NumPy Array Splitting

numpy
Published

March 7, 2023

Why Split NumPy Arrays?

Splitting arrays is essential for various data processing tasks. Here are some common use cases:

  • Parallel Processing: Splitting a large array allows you to process sections concurrently, significantly speeding up computations.
  • Data Partitioning: Dividing data into smaller, manageable chunks is vital for tasks like cross-validation in machine learning or analyzing data in batches.
  • Sub-array Analysis: Focusing on specific parts of a dataset often necessitates splitting the array into relevant sub-arrays.

Core Functions: numpy.split, numpy.hsplit, numpy.vsplit

NumPy offers several functions specifically designed for array splitting:

numpy.split()

This is the most versatile function, allowing you to split an array along any axis into a specified number of equal-sized sub-arrays. If the array cannot be split evenly, the last sub-array will contain the remaining elements.

import numpy as np

arr = np.arange(12)
print("Original array:\n", arr)

split_arr = np.split(arr, 3)
print("\nSplit array:\n", split_arr)

split_arr_indices = np.split(arr, [3, 7])
print("\nSplit array at indices:\n", split_arr_indices)

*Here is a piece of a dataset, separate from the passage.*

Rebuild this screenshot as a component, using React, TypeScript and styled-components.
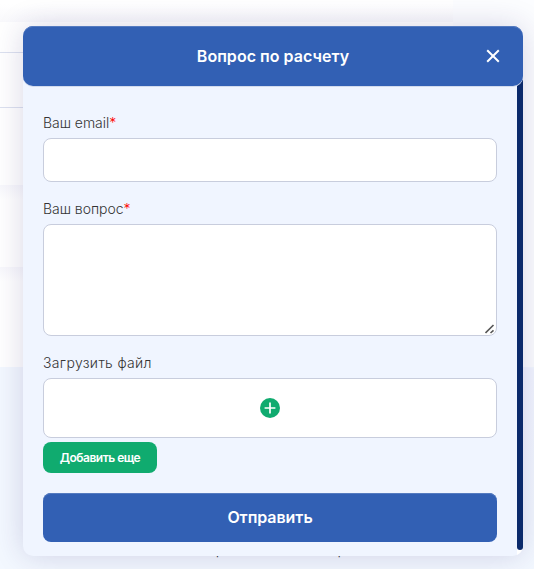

arr_2d = np.arange(12).reshape(3, 4)
print("\nOriginal 2D array:\n", arr_2d)

split_arr_2d_axis1 = np.split(arr_2d, 2, axis=1)
print("\nSplit 2D array along axis 1:\n", split_arr_2d_axis1)

numpy.hsplit()

This function is specifically designed to split arrays horizontally (along axis 1, columns). It’s a more concise way to split along columns than using np.split(arr, indices_or_sections, axis=1).

import numpy as np

arr_2d = np.arange(12).reshape(3, 4)

hsplit_arr = np.hsplit(arr_2d, 2)
print("\nHorizontally split array:\n", hsplit_arr)

numpy.vsplit()

This function mirrors hsplit() but splits arrays vertically (along axis 0, rows).

import numpy as np

arr_2d = np.arange(12).reshape(3, 4)

vsplit_arr = np.vsplit(arr_2d, 3)
print("\nVertically split array:\n", vsplit_arr)

Handling Uneven Splits

When the array size isn’t perfectly divisible by the number of splits, the np.split() function distributes the remaining elements into the last sub-array. This behaviour is consistent across all the splitting functions. If you need more granular control over the split points, you need to explicitly specify the indices using the indices_or_sections parameter within np.split().

Beyond Basic Splitting: Advanced Techniques

While the functions above cover most common scenarios, you can achieve more complex splitting using array slicing and indexing combined with array reshaping. This provides a higher degree of flexibility when dealing with intricate array structures.

Error Handling

Be mindful of potential errors. If the number of sections you request in indices_or_sections exceeds the array’s dimensions, a ValueError will be raised. Always check your array dimensions before attempting to split it.